A constitutional convention?
So
what can be done about it?
What
we should not do is what has traditionally been done in the past – that is,
make piecemeal or incremental (and often partisan) changes as problems arise. A recent example is the Fixed-term Parliaments
Act (FTPA), which was a condition of the Liberal Democrats’ participation in
the 2010-15 Coalition Government. This
measure, which abolished the Prime Minister’s exercise of the Royal Prerogative
to dissolve Parliament, was designed to protect the Liberal Democrats from
being ambushed by a snap general election.
Although the 2015 Parliament did indeed last the full five years, the FTPA
did not prevent the calling of a snap general election in 2017. On the other hand it has protected the
government from collapse even though its flagship legislation (the EU
Withdrawal Bill) was defeated. Arguably,
this has led to the paralysis of government.
What
this account shows is that tinkering with discrete bits of the constitution can
have unintended consequences.
Constitutional changes need to be thoroughly thought through and
assessed in terms of their effects on other parts of the constitution.
Surely,
what is needed is a constitutional convention representing a wide range of
political viewpoints and informed by the best available international constitutional
experts drawing on best practice from around the world.
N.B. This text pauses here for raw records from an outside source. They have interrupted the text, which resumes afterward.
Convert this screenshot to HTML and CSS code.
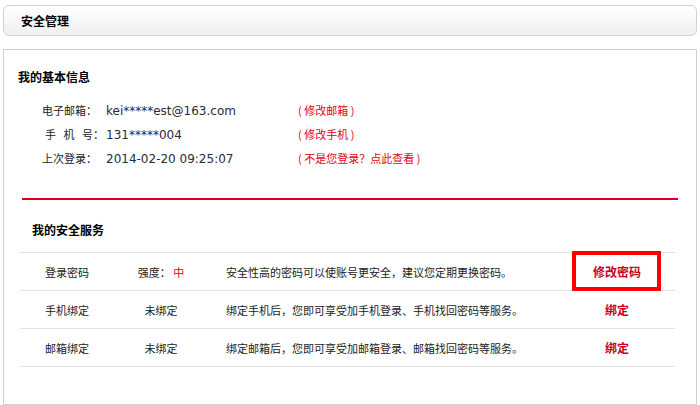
FILE: index.html
```html
<!DOCTYPE html>
<html lang="zh-CN">
<head>
    <meta charset="UTF-8">
    <title>安全管理</title>
    <link rel="stylesheet" href="styles.css">
</head>
<body>
    <div class="page">
        <div class="title-bar">
            <h2>安全管理</h2>
        </div>

        <div class="panel">
            <div class="basic">
                <h3>我的基本信息</h3>
                <ul class="info-list">
                    <li>
                        <span class="label">电子邮箱：</span>
                        <span class="value">kei*****est@163.com</span>
                        <a class="edit" href="#">( 修改邮箱 )</a>
                    </li>
                    <li>
                        <span class="label label-mobile"><span class="wide">手机</span>号：</span>
                        <span class="value">131*****004</span>
                        <a class="edit" href="#">( 修改手机 )</a>
                    </li>
                    <li>
                        <span class="label">上次登录：</span>
                        <span class="value">2014-02-20 09:25:07</span>
                        <a class="edit" href="#">( 不是您登录？点此查看 )</a>
                    </li>
                </ul>
            </div>

            <div class="divider"></div>

            <div class="service">
                <h3>我的安全服务</h3>
                <table class="service-table">
                    <tr>
                        <td class="col-name">登录密码</td>
                        <td class="col-state">强度： <span class="level">中</span></td>
                        <td class="col-desc">安全性高的密码可以使账号更安全，建议您定期更换密码。</td>
                        <td class="col-action">
                            <a class="action" href="#">修改密码</a>
                            <span class="highlight"></span>
                        </td>
                    </tr>
                    <tr>
                        <td class="col-name">手机绑定</td>
                        <td class="col-state">未绑定</td>
                        <td class="col-desc">绑定手机后，您即可享受加手机登录、手机找回密码等服务。</td>
                        <td class="col-action"><a class="action" href="#">绑定</a></td>
                    </tr>
                    <tr>
                        <td class="col-name">邮箱绑定</td>
                        <td class="col-state">未绑定</td>
                        <td class="col-desc">绑定邮箱后，您即可享受加邮箱登录、邮箱找回密码等服务。</td>
                        <td class="col-action"><a class="action" href="#">绑定</a></td>
                    </tr>
                </table>
            </div>
        </div>
    </div>
</body>
</html>
```

FILE: styles.css
```css
body {
    margin: 0;
    font-family: "DejaVu Sans", "Noto Sans CJK SC", sans-serif;
    font-size: 11px;
    color: #333;
    background-color: #fff;
}

.page {
    padding: 5px 3px 0;
}

.title-bar {
    height: 29px;
    padding-left: 17px;
    margin-bottom: 13px;
    border: 1px solid #d2d2d2;
    border-radius: 6px;
    background: linear-gradient(#fff, #efefef);
}

.title-bar h2 {
    margin: 0;
    font-family: "Noto Sans CJK SC", sans-serif;
    font-size: 12px;
    line-height: 29px;
    color: #000;
}

.panel {
    height: 354px;
    border: 1px solid #cfcfcf;
}

h3 {
    margin: 0;
    font-family: "Noto Sans CJK SC", sans-serif;
    font-size: 12px;
    line-height: 20px;
    color: #000;
}

.basic {
    padding: 17px 0 0 14px;
}

.info-list {
    list-style: none;
    margin: 11px 0 0 24px;
    padding: 0;
}

.info-list li {
    display: flex;
    align-items: baseline;
    height: 24px;
    line-height: 24px;
}

.label {
    width: 64px;
    font-family: "Noto Sans CJK SC", sans-serif;
    color: #222;
}

.label-mobile {
    padding-left: 3px;
    width: 61px;
}

.wide {
    letter-spacing: 7.5px;
}

.value {
    width: 192px;
    font-size: 12px;
    color: #2a2a3a;
}

.edit {
    font-family: "Noto Sans CJK SC", sans-serif;
    color: #e60012;
    text-decoration: none;
}

.divider {
    height: 2px;
    margin: 28px 18px 0;
    background-color: #d9001b;
}

.service {
    padding: 20px 21px 0 16px;
}

.service h3 {
    padding-left: 12px;
}

.service-table {
    width: 100%;
    margin-top: 12px;
    border-collapse: collapse;
    font-family: "Noto Sans CJK SC", sans-serif;
}

.service-table td {
    height: 37px;
    padding: 0;
    border-top: 1px solid #e3e3e3;
    border-bottom: 1px solid #e3e3e3;
    color: #222;
}

.col-name,
.col-state {
    width: 94px;
    text-align: center;
}

.col-desc {
    padding-left: 18px !important;
}

.col-action {
    position: relative;
    width: 116px;
    text-align: center;
}

.level {
    color: #e60012;
}

.action {
    font-size: 12px;
    font-weight: bold;
    color: #c8001e;
    text-decoration: none;
}

.highlight {
    position: absolute;
    left: 13px;
    top: -2px;
    width: 81px;
    height: 32px;
    border: 4px solid #f00;
}
```
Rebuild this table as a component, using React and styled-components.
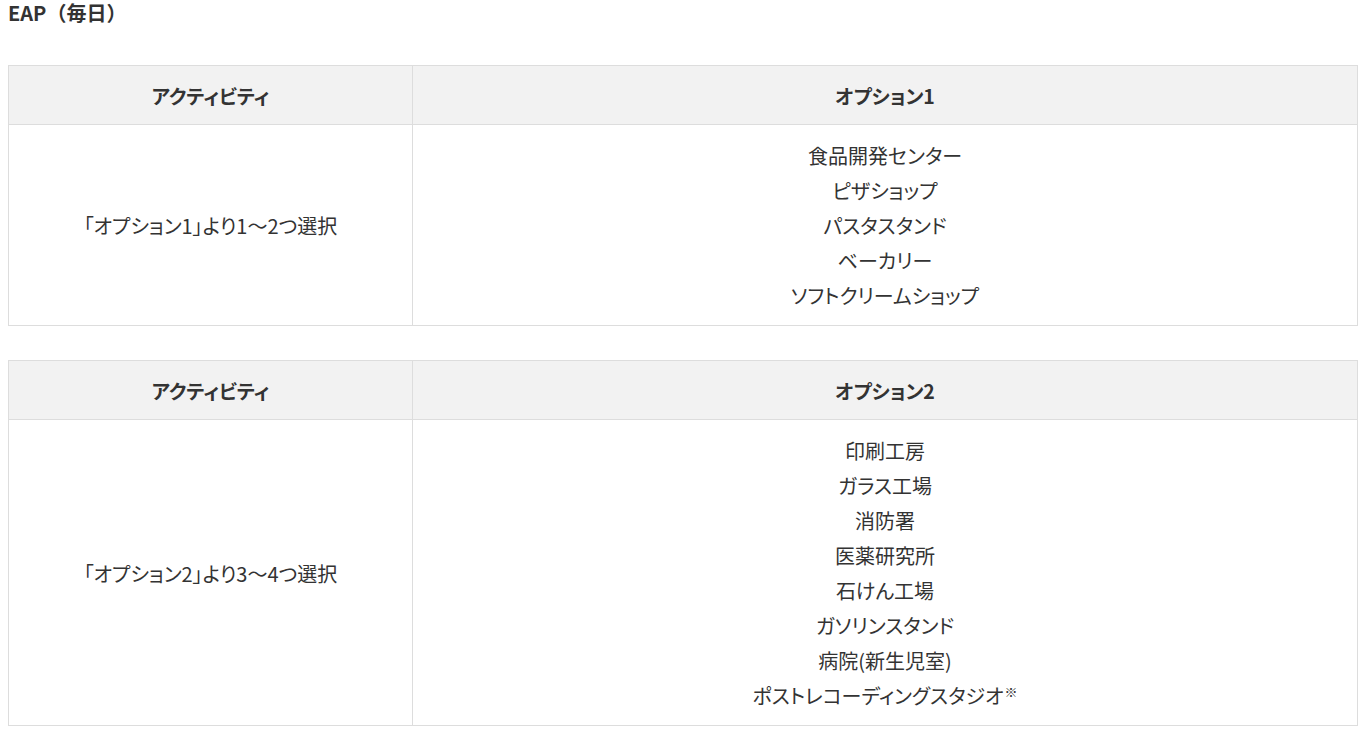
import React from 'react';
import styled, { createGlobalStyle } from 'styled-components';

const GlobalStyle = createGlobalStyle`
  body {
    margin: 0;
    background: #fff;
    color: #333;
    font-family: "Noto Sans CJK JP", "Noto Sans", sans-serif;
  }
`;

const Page = styled.div`
  padding: 0 10px 0 8px;
`;

const Title = styled.h2`
  margin: 0 0 40px;
  font-size: 20px;
  font-weight: 700;
  line-height: 25px;
`;

const Table = styled.table`
  width: 100%;
  border-collapse: collapse;
  margin-bottom: 34px;
  font-size: 20px;
  font-feature-settings: "palt";
`;

const HeadCell = styled.th`
  background: #f2f2f2;
  border: 1px solid #ddd;
  height: 58px;
  padding: 0;
  font-size: 19.5px;
  font-weight: 700;
  text-align: center;
  width: ${(p) => p.width || 'auto'};
`;

const Cell = styled.td`
  border: 1px solid #ddd;
  text-align: center;
  vertical-align: middle;
  padding: 13px 0 12px;
  line-height: 35px;
`;

const Item = styled.div``;

const Note = styled.sup`
  font-size: 13px;
  line-height: 0;
  vertical-align: 7px;
  margin-left: 1px;
`;

const tables = [
  {
    head: 'オプション1',
    rule: '「オプション1」より1〜2つ選択',
    items: ['食品開発センター', 'ピザショップ', 'パスタスタンド', 'ベーカリー', 'ソフトクリームショップ'],
  },
  {
    head: 'オプション2',
    rule: '「オプション2」より3〜4つ選択',
    items: [
      '印刷工房',
      'ガラス工場',
      '消防署',
      '医薬研究所',
      '石けん工場',
      'ガソリンスタンド',
      '病院(新生児室)',
      { text: 'ポストレコーディングスタジオ', note: '※' },
    ],
  },
];

export default function App() {
  return (
    <>
      <GlobalStyle />
      <Page>
        <Title>EAP（毎日）</Title>
        {tables.map((t) => (
          <Table key={t.head}>
            <thead>
              <tr>
                <HeadCell width="403px">アクティビティ</HeadCell>
                <HeadCell>{t.head}</HeadCell>
              </tr>
            </thead>
            <tbody>
              <tr>
                <Cell>{t.rule}</Cell>
                <Cell>
                  {t.items.map((it) =>
                    typeof it === 'string' ? (
                      <Item key={it}>{it}</Item>
                    ) : (
                      <Item key={it.text}>
                        {it.text}
                        <Note>{it.note}</Note>
                      </Item>
                    )
                  )}
                </Cell>
              </tr>
            </tbody>
          </Table>
        ))}
      </Page>
    </>
  );
}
Only in this way would we be likely to end up
with a constitution fit for the 21st century.
© 2019 Robin Paice
¹ Since I wrote this it has emerged, in the course of Business Questions to the new Leader of the House of Commons, that as from 2 July Erskine May has at last been made available online and can be found at https://erskinemay.parliament.uk/.
However, it is not published as continuous text but as searchable section and chapter headings.
¹ Since I wrote this it has emerged, in the course of Business Questions to the new Leader of the House of Commons, that as from 2 July Erskine May has at last been made available online and can be found at https://erskinemay.parliament.uk/.
However, it is not published as continuous text but as searchable section and chapter headings.